Decades later, Friedrich in Germany, Mike in Pennsylvania, and Ivy in California each, in turn, become interwoven when the very same harmonica lands in their lives. All the children face daunting challenges: rescuing a father, protecting a brother, holding a family together. And ultimately, pulled by the invisible thread of destiny, their suspenseful solo stories converge in an orchestral crescendo.
Richly imagined and masterfully crafted, this impassioned, uplifting, and virtuosic tour de force will resound in your heart long after the last note has been struck.
As has often happened this year, I selected this book because of one of the readers...because, yes, I was in the mood for yet another audiobook (and I'm on hold, still, for Harry Potter and the Prisoner of Azkaban). The blurb for this one sounded sweet, and my Goodreads buddies seemed to like it so I gave it a whirl.

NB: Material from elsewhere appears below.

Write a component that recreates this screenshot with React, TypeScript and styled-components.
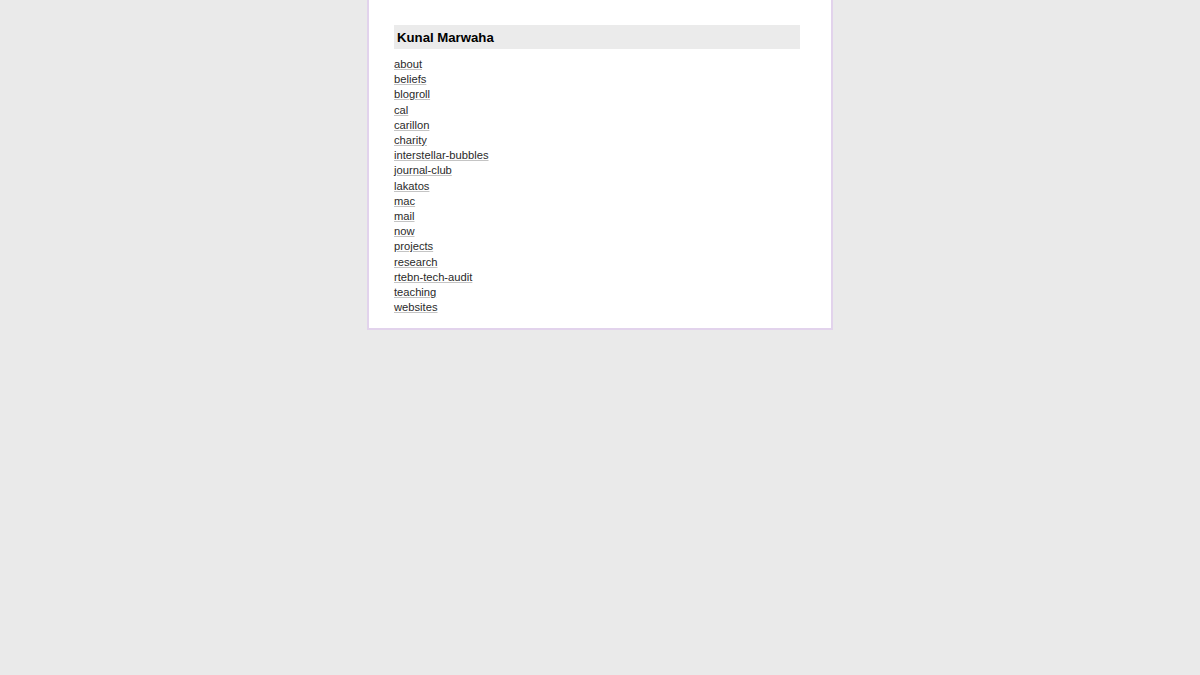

The blurb synopsis is pretty straight forward. There is Otto who kicks off the story, stumbling upon three sisters after getting lost in the woods. Then there is Friedrich, a talented musician growing up in Germany at the beginning of WWII; Mike, an orphan in Pennsylvania trying desperately to find a future for himself and his brother; and Ivy, a young girl facing prejudice in Southern California just after the bombing of Pearl Harbor. Weaving throughout each of their stories is a simple harmonica and the power of music.
The story is crafted beautifully. Each story is cut short (at fairly decent cliffhangers) before being revisited in the end and coming together in a very hopeful, believable (if not overly tidy) way. While on the outset I thought there was going to be a solid magical realism vibe with a witch and a curse, that storyline sticks pretty closely to Otto's initial introduction to the sister's at the beginning of the book. There are touches of here and there as each child finds and plays the harmonica, but that only serves to tie them together and weave a reverence for music throughout.
This is definitely a children's book. While the author is masterful enough not to condescend to younger readers, it is a very clean read with a bow tied neatly around the end. While they face challenges along the way, every character has a very happy ending. And that's okay. I've made no secret of the fact that I tend to like people to die in stories (I'm really a very gentle person, I promise!), I was okay with this very pretty bow.
The audiobook is fantastic, by the way. There is music played throughout and the narrators even do a little singing. I'm a big fan of Rebecca Soler in particular. She was fantastic narrating the Lunar Chronicles series by Marissa Meyer and equally impressive in Echo. It is very likely that I will explore the other offerings by Pam Munoz Ryan.